Artist's Statement

Sama Alshaibi

I’m interested in the societal impact of unequal power relations between the West and the Middle East, and how that domination is articulated through photographs. By using Albumen printing, a popular print process of the 19th and early 20th century, I am evoking a near century in which the West controlled the Middle East. Photography studios were largely run by Western photographers, and the images they produced were valued as characterizations of the region. The appetite for the exotic, the distant lands and peoples living a simpler time – by Western audiences meant the Orientalist photographer’s vision of Middle Eastern women were captured to express inferiority, picturesqueness of native culture and as the exotic sexual object. In one photograph, the once compulsorily ceramic water jug is now shaped as a massive wasp’s nest or a Molotov cocktail and is hoisted high above the subject’s head. Dressed in all white, the subject depicts the Herculean task of surviving conflict, especially when one’s humanity isn’t afforded to them through their representation. In another image, the mashrabiya, the Arabesque latticework of carved wood normally found on the windows of Iraqi or Egyptian homes, is substituted by laced razor-wire cutouts.
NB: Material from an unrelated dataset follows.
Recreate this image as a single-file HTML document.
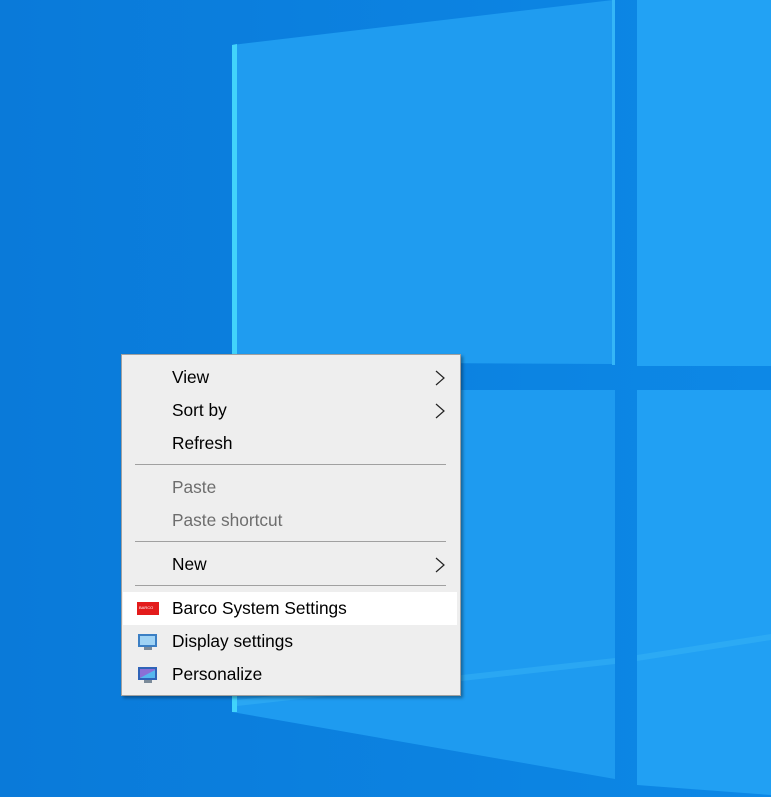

They trap the subject’s face into a box formed as a water pipe– another compulsorily cultural object found in most of the historical Oriental photographs of Middle Eastern women."Carry Over" recalls and subverts historical Orientalist portraits made of Middle Eastern women. Women were often depicting carrying vessels of bread or water on their head and staged lounging with “oriental” props that built an uncritical fantasy of the hidden harem for Western audiences. My work amplifies the physical burden of representation found in those photographs, while using traditional processes from the colonial era. The project resists superficial analysis that reduces Middle Eastern women’s rights and opportunities to what they do and don’t wear, which keeps them affixed to assumed subordinate positions in the imagination of others.